[START]

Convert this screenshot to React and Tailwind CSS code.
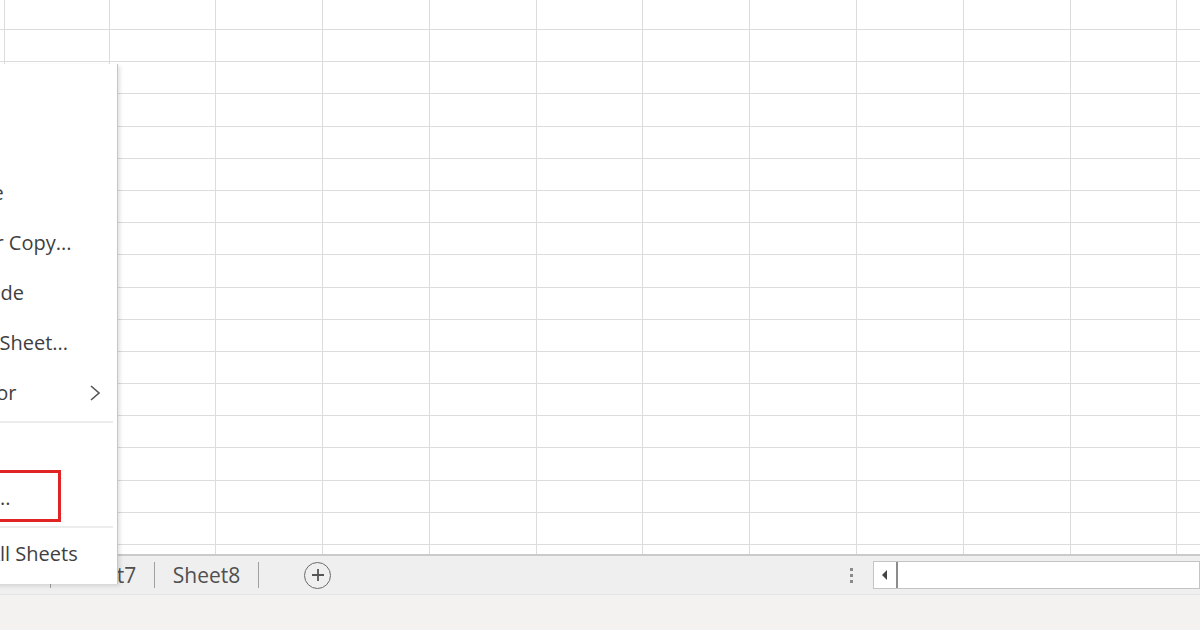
import React from 'react';

const font = { fontFamily: '"Open Sans", "Noto Sans", sans-serif' };

const ROWS = 18;
const COLS = 13;

const MenuItem = ({ label, submenu = false, boxed = false, h = 'h-[50px]' }) => (
  <div className={`relative flex ${h} items-center pl-[47px] pr-[16px]`}>
    <span className="text-[20px] leading-none text-[#3f3f3f]">{label}</span>
    {submenu && (
      <svg className="ml-auto" width="12" height="18" viewBox="0 0 12 18">
        <polyline points="2,2 10,9 2,16" fill="none" stroke="#555" strokeWidth="1.6" />
      </svg>
    )}
    {boxed && (
      <div className="pointer-events-none absolute bottom-[1px] left-0 right-[56px] top-[-3px] border-[3px] border-[#e02424]" />
    )}
  </div>
);

const Separator = () => (
  <div className="flex h-[8px] items-center pr-[4px]">
    <div className="h-[2px] w-full bg-[#ececec]" />
  </div>
);

const Tab = ({ name }) => (
  <div className="flex h-full w-[103px] items-center justify-center">
    <span className="text-[21px] leading-none text-[#505050]">{name}</span>
  </div>
);

const TabDivider = () => <div className="h-[26px] w-[1px] bg-[#a0a0a0]" />;

export default function App() {
  const cells = [];
  for (let r = 0; r < ROWS; r++) {
    for (let c = 0; c < COLS; c++) {
      cells.push(<div key={`${r}-${c}`} className="border-b border-r border-[#dcdcdc]" />);
    }
  }

  return (
    <div className="relative flex h-[630px] w-[1200px] flex-col overflow-hidden bg-white" style={font}>
      {/* sheet grid */}
      <div className="h-[554px] overflow-hidden">
        <div className="grid grid-cols-[5px_104.5px_repeat(11,106.8px)] grid-rows-[30px_repeat(17,32.2px)]">
          {cells}
        </div>
      </div>

      {/* sheet tabs */}
      <div className="flex h-[40px] items-center border-t-2 border-[#cacaca] bg-[#efefef]">
        <div className="ml-[-53px] flex h-full items-center">
          <Tab name="Sheet6" />
          <TabDivider />
          <Tab name="Sheet7" />
          <TabDivider />
          <Tab name="Sheet8" />
          <TabDivider />
        </div>
        <button className="ml-[45px] flex h-[27px] w-[27px] items-center justify-center rounded-full border-[1.5px] border-[#6a6a6a]">
          <svg width="14" height="14" viewBox="0 0 14 14">
            <path d="M7 1v12M1 7h12" stroke="#555" strokeWidth="1.8" />
          </svg>
        </button>
        <div className="ml-auto flex items-center">
          <div className="flex flex-col gap-[3px]">
            <span className="h-[3px] w-[3px] bg-[#8a8a8a]" />
            <span className="h-[3px] w-[3px] bg-[#8a8a8a]" />
            <span className="h-[3px] w-[3px] bg-[#8a8a8a]" />
          </div>
          <div className="ml-[20px] flex h-[28px] w-[327px] items-stretch border border-[#c4c4c4] bg-white">
            <div className="flex w-[24px] items-center justify-center border-r-2 border-[#8c8c8c]">
              <svg width="8" height="10" viewBox="0 0 8 10">
                <path d="M6 0v10L1 5z" fill="#444" />
              </svg>
            </div>
            <div className="flex-1" />
          </div>
        </div>
      </div>

      {/* status bar */}
      <div className="flex-1 border-t border-[#e4e4e4] bg-[#f3f2f1]" />

      {/* sheet tab context menu */}
      <div className="absolute left-[-120px] top-[64px] w-[238px] border-r border-[#c6c6c6] bg-white pt-[4px] pb-[7px] shadow-[2px_2px_4px_rgba(0,0,0,0.12)]">
        <MenuItem label="Insert..." />
        <MenuItem label="Delete" />
        <MenuItem label="Rename" />
        <MenuItem label="Move or Copy..." />
        <MenuItem label="View Code" />
        <MenuItem label="Protect Sheet..." />
        <MenuItem label="Tab Color" submenu />
        <Separator />
        <MenuItem label="Hide" h="h-[47px]" />
        <MenuItem label="Unhide..." boxed />
        <Separator />
        <MenuItem label="Select All Sheets" h="h-[46px]" />
      </div>
    </div>
  );
}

[END]

**Short task:** Exactly as they appear, print the lines of the listing above from its first line through the line that contains "const COLS = 13;", minus the pictures.

**Reply:**
Convert this screenshot to React and Tailwind CSS code.
import React from 'react';

const font = { fontFamily: '"Open Sans", "Noto Sans", sans-serif' };

const ROWS = 18;
const COLS = 13;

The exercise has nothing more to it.